● WORK TO DO:
Write the data out again exactly, with no pictures.

● RECORDED DATA:

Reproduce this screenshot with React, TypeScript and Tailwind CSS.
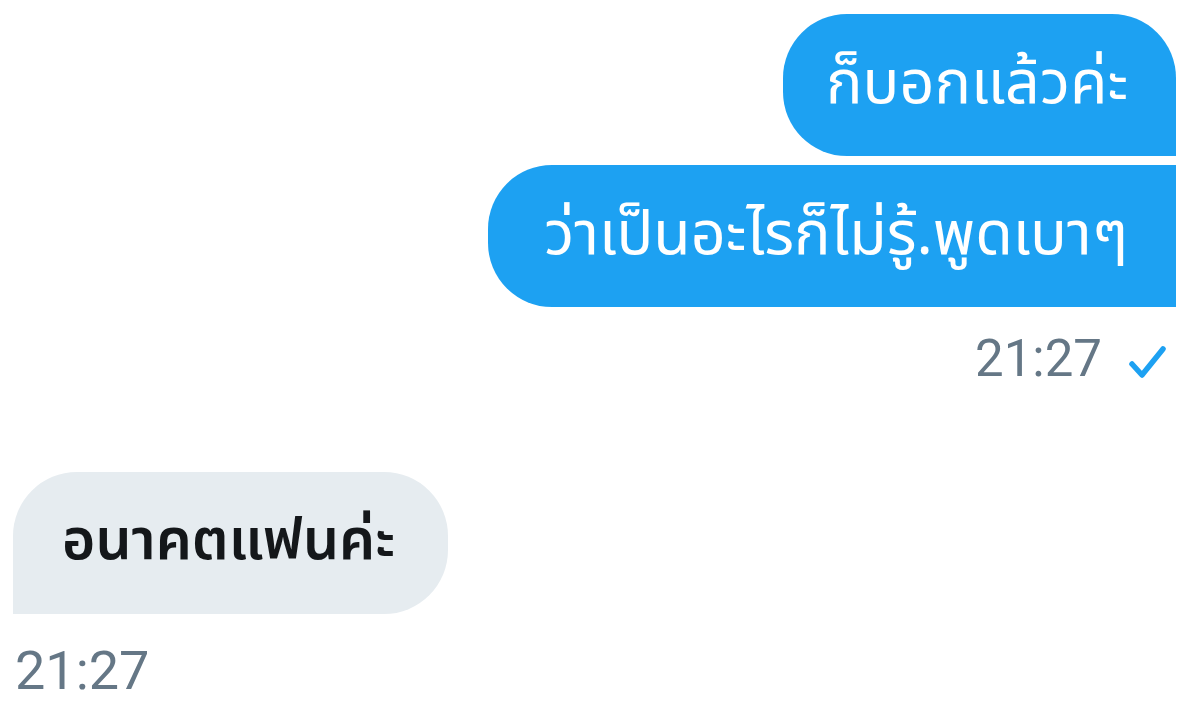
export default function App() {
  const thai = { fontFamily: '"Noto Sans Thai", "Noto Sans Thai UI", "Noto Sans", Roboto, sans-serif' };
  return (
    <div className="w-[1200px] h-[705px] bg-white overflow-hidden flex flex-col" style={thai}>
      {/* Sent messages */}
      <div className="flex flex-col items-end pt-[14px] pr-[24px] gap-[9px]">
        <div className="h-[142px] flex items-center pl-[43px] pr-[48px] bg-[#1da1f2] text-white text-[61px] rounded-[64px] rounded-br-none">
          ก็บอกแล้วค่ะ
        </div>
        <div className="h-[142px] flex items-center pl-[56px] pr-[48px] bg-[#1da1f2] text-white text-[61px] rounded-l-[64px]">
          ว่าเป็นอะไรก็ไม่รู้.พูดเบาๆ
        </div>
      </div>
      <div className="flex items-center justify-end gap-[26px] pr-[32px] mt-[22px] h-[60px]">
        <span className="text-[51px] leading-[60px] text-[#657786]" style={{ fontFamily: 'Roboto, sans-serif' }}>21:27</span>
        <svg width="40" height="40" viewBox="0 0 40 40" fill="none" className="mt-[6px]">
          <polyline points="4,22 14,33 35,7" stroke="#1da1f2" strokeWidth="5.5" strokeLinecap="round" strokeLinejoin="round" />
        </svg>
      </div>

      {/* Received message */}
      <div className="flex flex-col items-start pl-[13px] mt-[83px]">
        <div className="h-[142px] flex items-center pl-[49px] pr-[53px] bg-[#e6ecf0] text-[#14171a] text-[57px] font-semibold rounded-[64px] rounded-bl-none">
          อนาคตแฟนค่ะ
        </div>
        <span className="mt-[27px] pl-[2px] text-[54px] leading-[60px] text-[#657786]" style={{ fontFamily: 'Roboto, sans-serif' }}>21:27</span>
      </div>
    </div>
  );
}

● RESULT OF THE EXERCISE:
Reproduce this screenshot with React, TypeScript and Tailwind CSS.
export default function App() {
  const thai = { fontFamily: '"Noto Sans Thai", "Noto Sans Thai UI", "Noto Sans", Roboto, sans-serif' };
  return (
    <div className="w-[1200px] h-[705px] bg-white overflow-hidden flex flex-col" style={thai}>
      {/* Sent messages */}
      <div className="flex flex-col items-end pt-[14px] pr-[24px] gap-[9px]">
        <div className="h-[142px] flex items-center pl-[43px] pr-[48px] bg-[#1da1f2] text-white text-[61px] rounded-[64px] rounded-br-none">
          ก็บอกแล้วค่ะ
        </div>
        <div className="h-[142px] flex items-center pl-[56px] pr-[48px] bg-[#1da1f2] text-white text-[61px] rounded-l-[64px]">
          ว่าเป็นอะไรก็ไม่รู้.พูดเบาๆ
        </div>
      </div>
      <div className="flex items-center justify-end gap-[26px] pr-[32px] mt-[22px] h-[60px]">
        <span className="text-[51px] leading-[60px] text-[#657786]" style={{ fontFamily: 'Roboto, sans-serif' }}>21:27</span>
        <svg width="40" height="40" viewBox="0 0 40 40" fill="none" className="mt-[6px]">
          <polyline points="4,22 14,33 35,7" stroke="#1da1f2" strokeWidth="5.5" strokeLinecap="round" strokeLinejoin="round" />
        </svg>
      </div>

      {/* Received message */}
      <div className="flex flex-col items-start pl-[13px] mt-[83px]">
        <div className="h-[142px] flex items-center pl-[49px] pr-[53px] bg-[#e6ecf0] text-[#14171a] text-[57px] font-semibold rounded-[64px] rounded-bl-none">
          อนาคตแฟนค่ะ
        </div>
        <span className="mt-[27px] pl-[2px] text-[54px] leading-[60px] text-[#657786]" style={{ fontFamily: 'Roboto, sans-serif' }}>21:27</span>
      </div>
    </div>
  );
}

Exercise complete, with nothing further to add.